**Requirements:**
How many of the lines below include "React"? Give the number and no other words.
##########
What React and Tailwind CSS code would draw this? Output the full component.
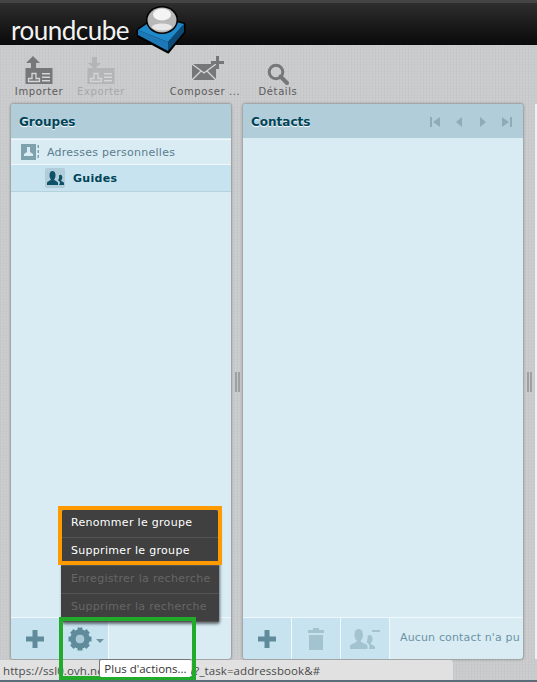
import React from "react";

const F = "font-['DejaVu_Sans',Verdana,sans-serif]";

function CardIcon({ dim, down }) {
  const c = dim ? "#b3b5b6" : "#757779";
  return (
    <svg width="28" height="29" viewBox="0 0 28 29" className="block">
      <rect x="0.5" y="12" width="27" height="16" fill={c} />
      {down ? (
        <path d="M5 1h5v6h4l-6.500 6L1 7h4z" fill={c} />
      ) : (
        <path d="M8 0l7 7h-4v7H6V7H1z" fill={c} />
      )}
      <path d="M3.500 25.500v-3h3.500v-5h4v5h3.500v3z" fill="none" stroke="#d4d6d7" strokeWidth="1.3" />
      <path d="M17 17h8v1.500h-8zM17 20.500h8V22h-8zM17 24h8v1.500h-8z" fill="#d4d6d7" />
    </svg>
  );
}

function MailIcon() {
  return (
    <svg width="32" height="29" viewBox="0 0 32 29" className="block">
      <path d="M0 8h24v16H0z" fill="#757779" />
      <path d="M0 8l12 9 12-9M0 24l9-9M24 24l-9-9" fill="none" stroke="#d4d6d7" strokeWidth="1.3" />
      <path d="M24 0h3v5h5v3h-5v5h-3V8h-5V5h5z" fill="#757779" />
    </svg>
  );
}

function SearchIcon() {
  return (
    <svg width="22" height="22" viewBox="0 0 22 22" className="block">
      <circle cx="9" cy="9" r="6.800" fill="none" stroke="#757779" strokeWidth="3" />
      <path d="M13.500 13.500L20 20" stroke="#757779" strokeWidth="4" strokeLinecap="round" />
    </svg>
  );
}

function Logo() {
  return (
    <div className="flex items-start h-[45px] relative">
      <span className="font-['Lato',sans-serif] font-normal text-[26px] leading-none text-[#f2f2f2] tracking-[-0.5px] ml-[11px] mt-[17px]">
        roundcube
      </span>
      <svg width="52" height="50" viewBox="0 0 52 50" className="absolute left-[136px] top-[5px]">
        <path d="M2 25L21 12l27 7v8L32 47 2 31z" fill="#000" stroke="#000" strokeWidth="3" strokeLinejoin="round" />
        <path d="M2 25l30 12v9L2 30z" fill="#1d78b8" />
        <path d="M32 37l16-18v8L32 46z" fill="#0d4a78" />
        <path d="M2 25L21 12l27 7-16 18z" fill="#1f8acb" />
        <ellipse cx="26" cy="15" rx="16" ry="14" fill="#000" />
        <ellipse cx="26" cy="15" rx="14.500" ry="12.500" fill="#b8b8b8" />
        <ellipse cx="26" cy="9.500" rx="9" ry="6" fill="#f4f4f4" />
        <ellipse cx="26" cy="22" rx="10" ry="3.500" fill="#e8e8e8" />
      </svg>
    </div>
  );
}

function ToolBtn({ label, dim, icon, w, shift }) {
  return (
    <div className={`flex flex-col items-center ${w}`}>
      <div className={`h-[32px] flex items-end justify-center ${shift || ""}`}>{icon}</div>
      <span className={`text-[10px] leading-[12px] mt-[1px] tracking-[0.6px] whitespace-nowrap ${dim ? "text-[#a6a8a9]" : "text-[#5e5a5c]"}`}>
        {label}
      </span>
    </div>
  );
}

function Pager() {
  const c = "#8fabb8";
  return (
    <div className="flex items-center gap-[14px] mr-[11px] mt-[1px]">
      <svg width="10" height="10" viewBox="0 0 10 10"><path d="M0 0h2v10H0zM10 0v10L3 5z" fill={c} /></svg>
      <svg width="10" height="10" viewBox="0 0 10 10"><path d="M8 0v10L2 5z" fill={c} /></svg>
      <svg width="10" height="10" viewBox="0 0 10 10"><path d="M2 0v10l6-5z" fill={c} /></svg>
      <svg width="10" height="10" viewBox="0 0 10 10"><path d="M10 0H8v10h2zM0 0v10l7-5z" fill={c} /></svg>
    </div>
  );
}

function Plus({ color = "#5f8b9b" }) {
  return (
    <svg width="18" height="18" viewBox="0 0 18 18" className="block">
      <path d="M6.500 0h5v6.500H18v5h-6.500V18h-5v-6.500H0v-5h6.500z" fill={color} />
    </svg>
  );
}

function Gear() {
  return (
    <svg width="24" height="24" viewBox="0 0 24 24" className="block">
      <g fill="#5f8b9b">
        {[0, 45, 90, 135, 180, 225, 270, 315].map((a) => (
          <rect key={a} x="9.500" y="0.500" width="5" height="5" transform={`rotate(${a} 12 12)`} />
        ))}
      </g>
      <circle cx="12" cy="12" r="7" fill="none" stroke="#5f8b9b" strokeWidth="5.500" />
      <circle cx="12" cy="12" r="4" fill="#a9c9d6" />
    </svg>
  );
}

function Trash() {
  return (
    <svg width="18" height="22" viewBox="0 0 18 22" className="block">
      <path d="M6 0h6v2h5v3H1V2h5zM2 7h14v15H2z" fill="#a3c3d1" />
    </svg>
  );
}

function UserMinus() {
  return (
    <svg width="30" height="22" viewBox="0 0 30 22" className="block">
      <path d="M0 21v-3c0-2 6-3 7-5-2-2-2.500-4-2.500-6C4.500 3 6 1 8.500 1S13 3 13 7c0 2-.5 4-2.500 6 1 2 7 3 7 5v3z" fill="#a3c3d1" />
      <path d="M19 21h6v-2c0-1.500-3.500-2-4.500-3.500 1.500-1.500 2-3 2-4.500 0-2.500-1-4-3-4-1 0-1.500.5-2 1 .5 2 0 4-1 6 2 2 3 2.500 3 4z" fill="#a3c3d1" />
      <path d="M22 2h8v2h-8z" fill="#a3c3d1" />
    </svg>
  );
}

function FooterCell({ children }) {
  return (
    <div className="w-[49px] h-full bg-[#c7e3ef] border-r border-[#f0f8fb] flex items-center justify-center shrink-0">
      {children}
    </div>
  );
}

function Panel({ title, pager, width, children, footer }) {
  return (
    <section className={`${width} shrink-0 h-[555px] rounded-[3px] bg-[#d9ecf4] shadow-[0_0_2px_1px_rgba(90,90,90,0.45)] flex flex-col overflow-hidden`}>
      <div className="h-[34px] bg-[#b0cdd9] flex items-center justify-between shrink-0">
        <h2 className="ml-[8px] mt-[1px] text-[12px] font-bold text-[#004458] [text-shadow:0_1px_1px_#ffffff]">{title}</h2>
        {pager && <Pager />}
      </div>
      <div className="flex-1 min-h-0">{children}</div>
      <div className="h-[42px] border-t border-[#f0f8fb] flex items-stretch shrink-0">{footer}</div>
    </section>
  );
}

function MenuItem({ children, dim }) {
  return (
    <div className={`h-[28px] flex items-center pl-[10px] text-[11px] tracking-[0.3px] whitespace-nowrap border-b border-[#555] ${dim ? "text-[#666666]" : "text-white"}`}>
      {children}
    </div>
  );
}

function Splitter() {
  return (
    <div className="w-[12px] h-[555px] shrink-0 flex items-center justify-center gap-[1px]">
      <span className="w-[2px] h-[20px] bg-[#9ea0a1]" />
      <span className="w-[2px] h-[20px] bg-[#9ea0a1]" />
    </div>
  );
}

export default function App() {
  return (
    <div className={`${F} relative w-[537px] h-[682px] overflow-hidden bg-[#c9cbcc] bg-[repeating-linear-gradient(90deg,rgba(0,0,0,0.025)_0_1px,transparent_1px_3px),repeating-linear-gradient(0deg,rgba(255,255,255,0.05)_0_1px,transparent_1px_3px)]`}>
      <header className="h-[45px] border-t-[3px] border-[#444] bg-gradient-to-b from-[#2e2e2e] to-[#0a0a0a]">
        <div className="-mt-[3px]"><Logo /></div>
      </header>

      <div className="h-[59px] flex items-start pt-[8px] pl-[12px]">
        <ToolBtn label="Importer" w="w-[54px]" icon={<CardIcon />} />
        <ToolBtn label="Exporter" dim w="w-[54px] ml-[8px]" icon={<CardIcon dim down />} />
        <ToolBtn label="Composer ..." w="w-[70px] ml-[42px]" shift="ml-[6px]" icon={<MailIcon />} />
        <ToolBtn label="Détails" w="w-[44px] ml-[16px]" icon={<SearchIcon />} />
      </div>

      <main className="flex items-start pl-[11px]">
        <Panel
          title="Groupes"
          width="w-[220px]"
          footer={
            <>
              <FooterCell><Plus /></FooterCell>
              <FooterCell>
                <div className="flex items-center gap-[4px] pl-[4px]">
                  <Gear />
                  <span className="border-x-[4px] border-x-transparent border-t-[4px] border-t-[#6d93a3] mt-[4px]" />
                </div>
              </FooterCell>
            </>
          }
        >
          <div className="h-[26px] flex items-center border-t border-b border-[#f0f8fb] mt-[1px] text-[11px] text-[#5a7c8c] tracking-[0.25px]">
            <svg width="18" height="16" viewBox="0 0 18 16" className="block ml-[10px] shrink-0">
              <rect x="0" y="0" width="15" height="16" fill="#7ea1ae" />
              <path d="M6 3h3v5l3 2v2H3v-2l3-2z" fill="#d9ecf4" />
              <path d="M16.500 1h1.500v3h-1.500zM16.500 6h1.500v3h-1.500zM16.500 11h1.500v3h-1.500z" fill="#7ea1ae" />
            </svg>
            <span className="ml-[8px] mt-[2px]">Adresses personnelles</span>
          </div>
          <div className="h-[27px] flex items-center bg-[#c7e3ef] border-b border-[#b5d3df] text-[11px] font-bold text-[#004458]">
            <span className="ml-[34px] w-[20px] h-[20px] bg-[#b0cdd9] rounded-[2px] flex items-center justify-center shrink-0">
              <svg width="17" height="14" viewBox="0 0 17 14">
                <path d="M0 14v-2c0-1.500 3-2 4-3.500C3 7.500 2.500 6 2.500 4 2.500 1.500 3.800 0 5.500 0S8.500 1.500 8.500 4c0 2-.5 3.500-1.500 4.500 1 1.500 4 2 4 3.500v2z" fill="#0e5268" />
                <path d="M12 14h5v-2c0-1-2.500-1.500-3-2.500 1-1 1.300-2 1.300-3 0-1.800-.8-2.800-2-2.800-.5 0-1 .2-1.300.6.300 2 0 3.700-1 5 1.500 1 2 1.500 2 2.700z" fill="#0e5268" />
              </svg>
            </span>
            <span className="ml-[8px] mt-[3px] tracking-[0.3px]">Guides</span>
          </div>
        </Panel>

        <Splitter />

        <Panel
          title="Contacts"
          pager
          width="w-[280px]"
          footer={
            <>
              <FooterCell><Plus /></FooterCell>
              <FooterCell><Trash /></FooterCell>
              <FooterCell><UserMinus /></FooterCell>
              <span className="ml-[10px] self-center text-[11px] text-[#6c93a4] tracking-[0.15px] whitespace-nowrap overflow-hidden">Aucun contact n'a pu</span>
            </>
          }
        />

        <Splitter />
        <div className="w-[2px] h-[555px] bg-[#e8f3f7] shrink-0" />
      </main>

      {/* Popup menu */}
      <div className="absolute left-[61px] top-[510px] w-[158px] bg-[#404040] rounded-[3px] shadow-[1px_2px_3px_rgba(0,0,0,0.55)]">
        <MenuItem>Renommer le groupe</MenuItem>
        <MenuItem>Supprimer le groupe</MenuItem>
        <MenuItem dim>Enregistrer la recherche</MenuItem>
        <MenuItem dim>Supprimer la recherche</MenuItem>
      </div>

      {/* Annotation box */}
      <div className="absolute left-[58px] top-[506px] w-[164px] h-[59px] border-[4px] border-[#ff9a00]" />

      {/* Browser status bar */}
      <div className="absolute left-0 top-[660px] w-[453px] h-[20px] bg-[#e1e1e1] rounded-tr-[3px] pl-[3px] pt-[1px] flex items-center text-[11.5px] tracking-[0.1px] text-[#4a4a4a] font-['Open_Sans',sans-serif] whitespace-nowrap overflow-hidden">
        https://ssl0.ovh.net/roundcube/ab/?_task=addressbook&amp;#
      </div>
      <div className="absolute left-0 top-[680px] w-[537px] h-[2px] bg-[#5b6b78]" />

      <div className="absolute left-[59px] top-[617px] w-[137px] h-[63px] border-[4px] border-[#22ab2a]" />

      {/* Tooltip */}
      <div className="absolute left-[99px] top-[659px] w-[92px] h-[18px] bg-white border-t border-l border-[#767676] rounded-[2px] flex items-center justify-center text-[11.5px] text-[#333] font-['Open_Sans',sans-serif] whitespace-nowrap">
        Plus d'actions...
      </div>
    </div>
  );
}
##########
**The output:**
2